Commentary; Posted: 7/3/02

Why I cry on the Fourth of July

Franklin Maki
Guest Columnist

During World War II, at age 18 and 19, I served as a medical laboratory technician and orderly with the 200-bed 119th Evacuation Hospital.

We were in Europe with the Ninth Army. We were there at the end of the Battle of the Bulge, then Rhineland and Central Europe. We had 32 doctors, 40 nurses, a chaplain and 120 enlisted men. We also had 15 ambulances with drivers and assistants attached to our company.

We could accept about 100 new wounded everyday we were in the combat zone. We saved almost all who made it to the hospital, but not all. When we needed to move, we could take down the entire hospital and have it loaded on 52 trucks in three hours.

At one time we were near the Rhine River as thousands of artillery and tanks fired over us all night to the other side.
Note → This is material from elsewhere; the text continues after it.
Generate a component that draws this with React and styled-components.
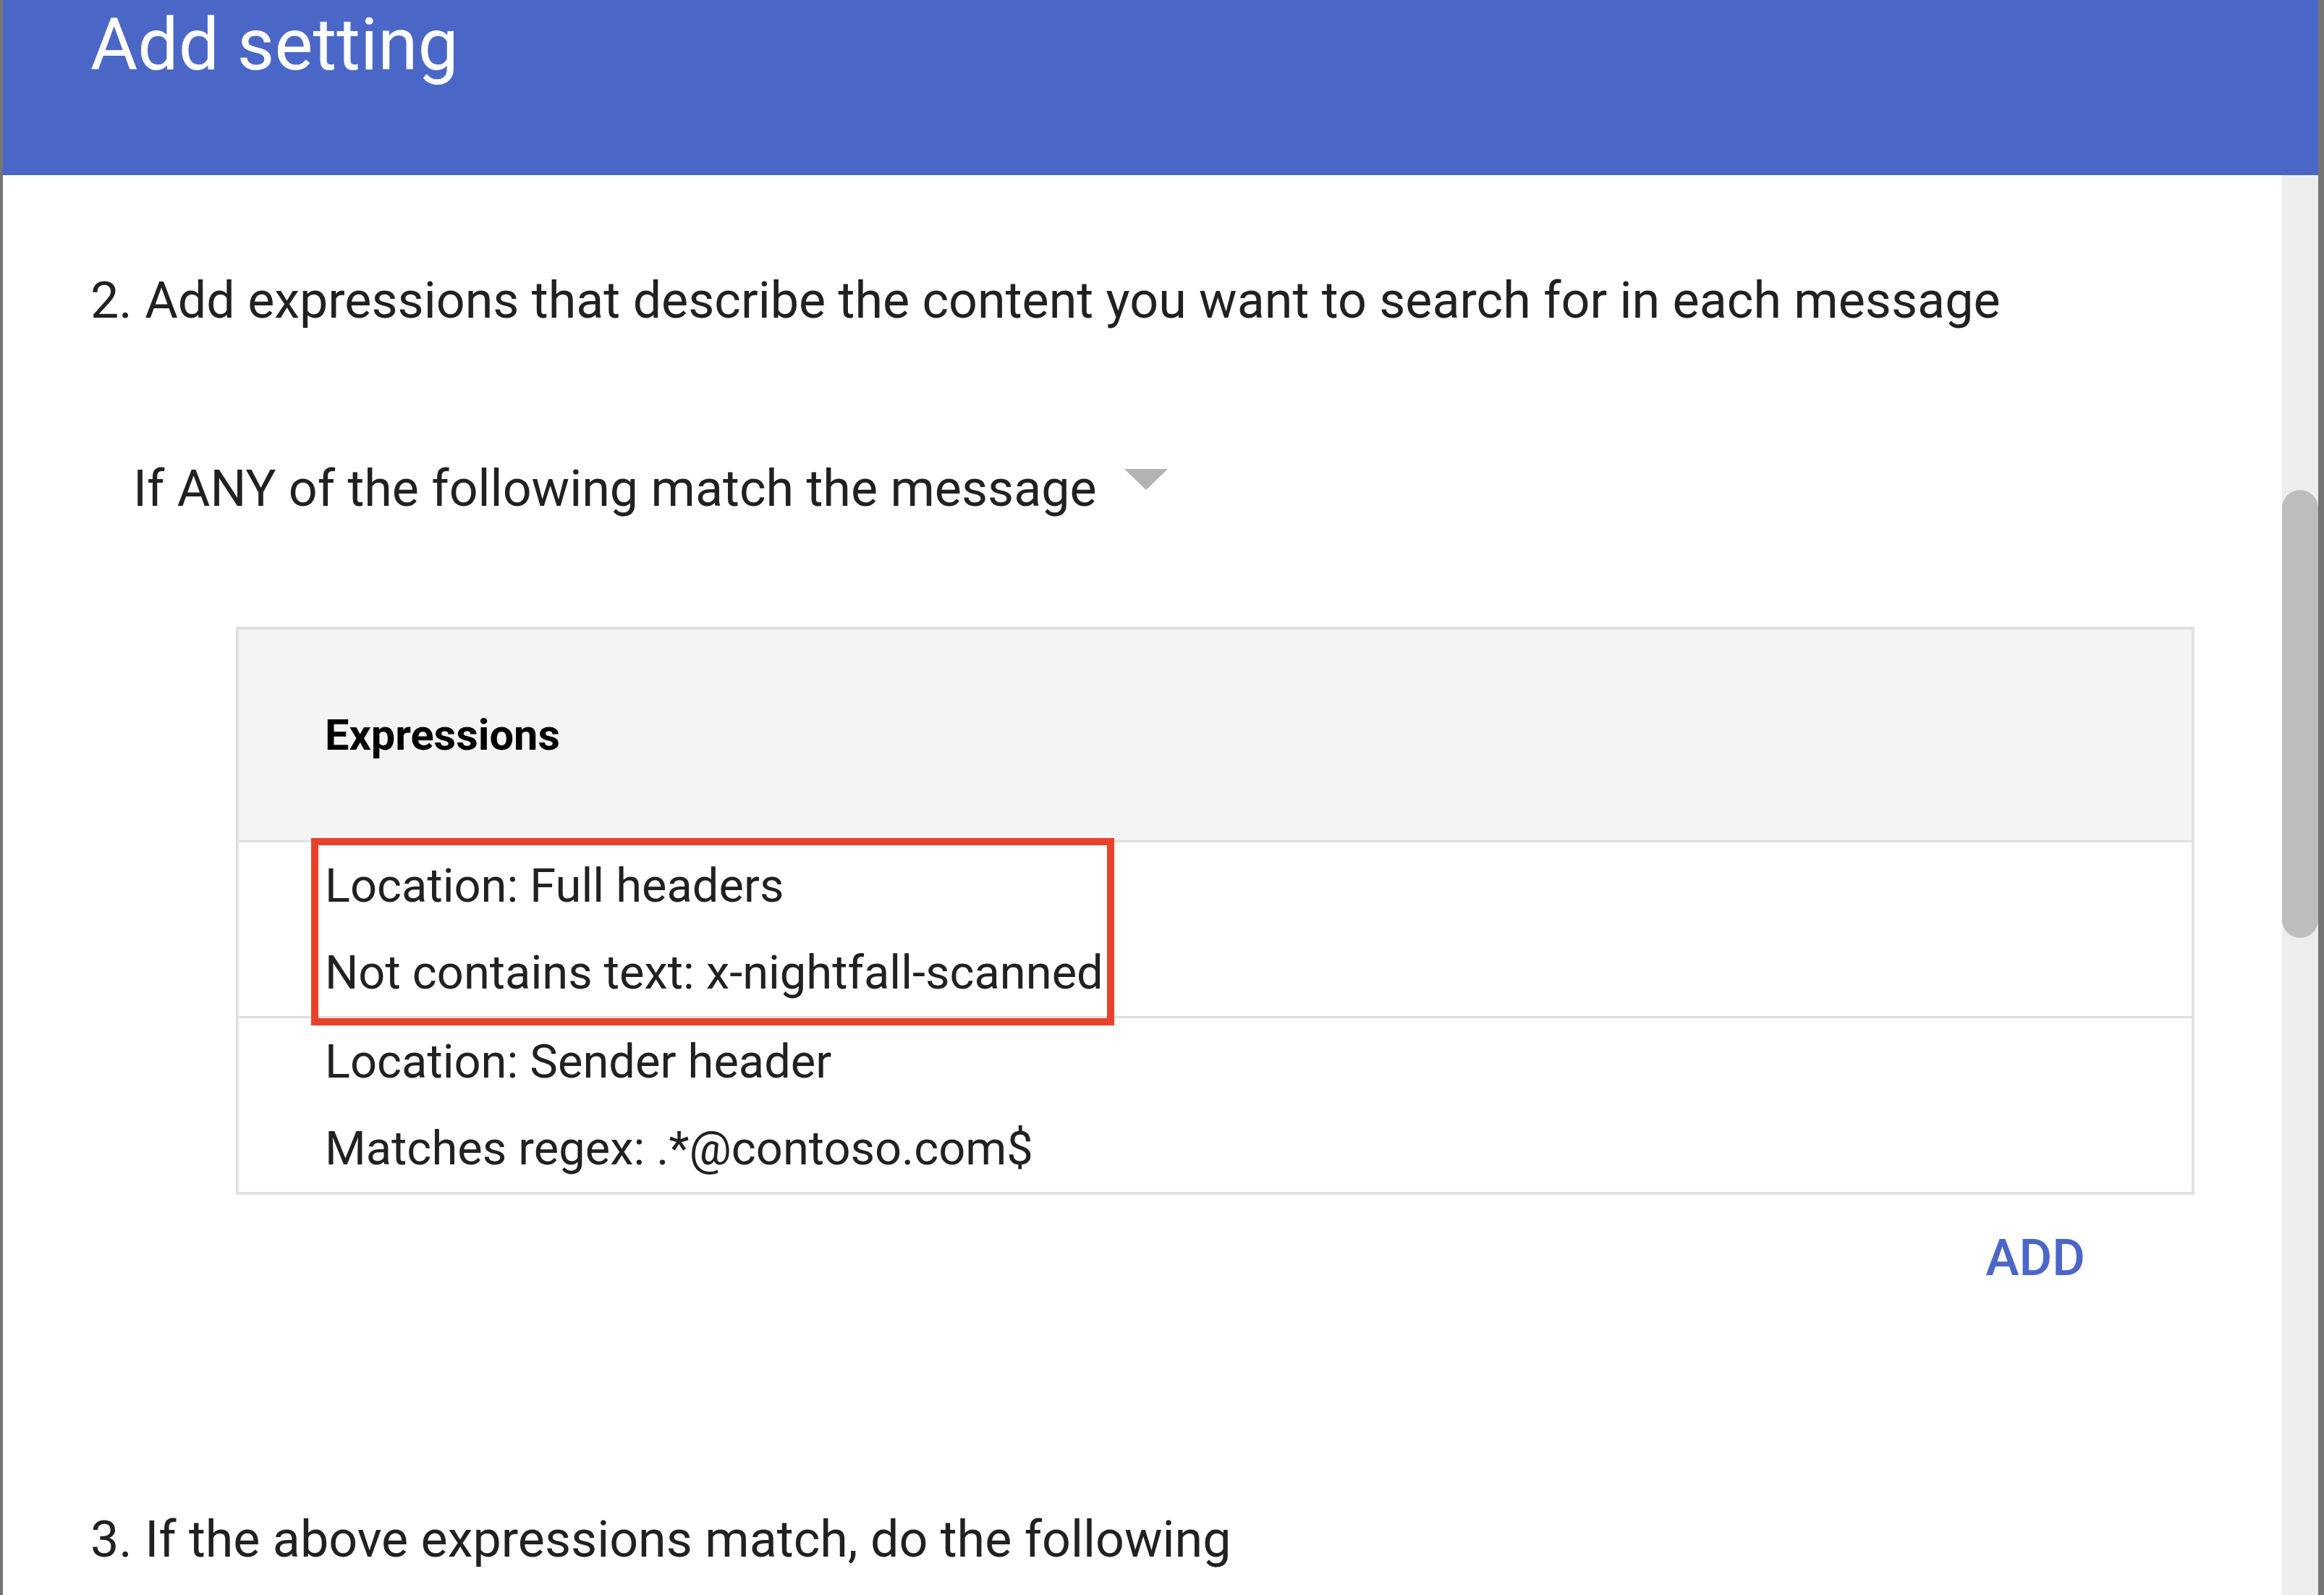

Eleven thousand flights of bombers flew over us the next day, dropped their bombs, were shot down or returned.

The next morning paratroopers dropped into the flak put up by the Germans. The Navy also moved troops over the river with landing craft.
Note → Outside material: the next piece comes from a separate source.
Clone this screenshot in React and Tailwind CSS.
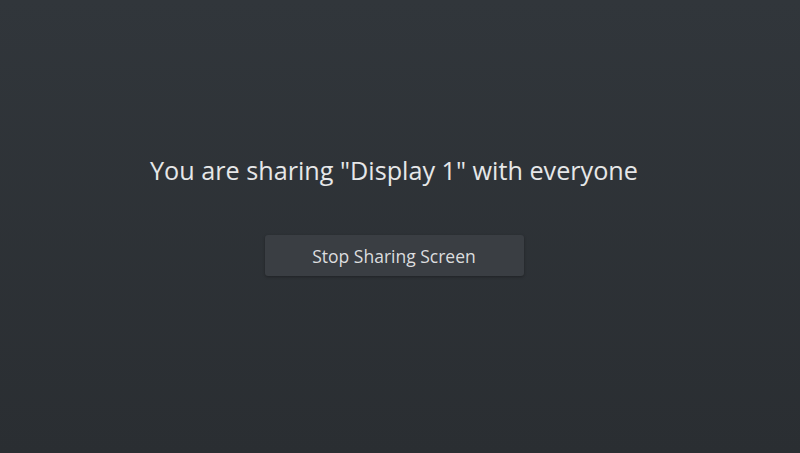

We knew our hospital would be full, as it was much of the time. We often saw or heard explosions, flak, as well as smoke from burning buildings. We smell the decaying and burning flesh of people and animals.

My buddy and I carried many of the dead, first to a morgue tent or bomb shelter, and then onto six-by-six trucks to graveyards further back. One amputated arm fell on the ground and I lifted it back on the stretcher.

I remember trying to get a blood sample from a soldier who had lost both legs, one arm at the shoulder and the other arm between the wrist and the elbow.

I remember all the German prisoners of war, German civilians and refugees from all over that we treated, as well as the survivors of the Bergen-Belsen concentration camp (where Anne Frank died). We fed the survivors one teaspoonful of soup every 20 minutes to help them start eating again.

I remember sharing my meals with German civilians and one German soldier who had been captured and released. People lined up outside the roped-off area just hoping to get something to eat. I remember all the people on the roads and in the refugee camps.

I still have a terrible time watching fireworks because they bring back memories of the real thing. I hear comments such as, ėLook how pretty!î or ėThat was a great fireworks display, so colorful!î

I think of the five boyhood neighbors killed in the war, cousins to each other.

One was killed as a fighter pilot in the Pacific. Four were in the infantry.

A sniper killed one on Iwo Jima in the last week of the war. One died in Germany, and two brothers died in Normandy.

They were all good young men who gave their lives in the service of their country.

That is why I cry on the Fourth of July.

Franklin Maki lives in Forest Lake. He is a retired educator who worked in public education for 34 years. He retired from ISD 831 in 1987.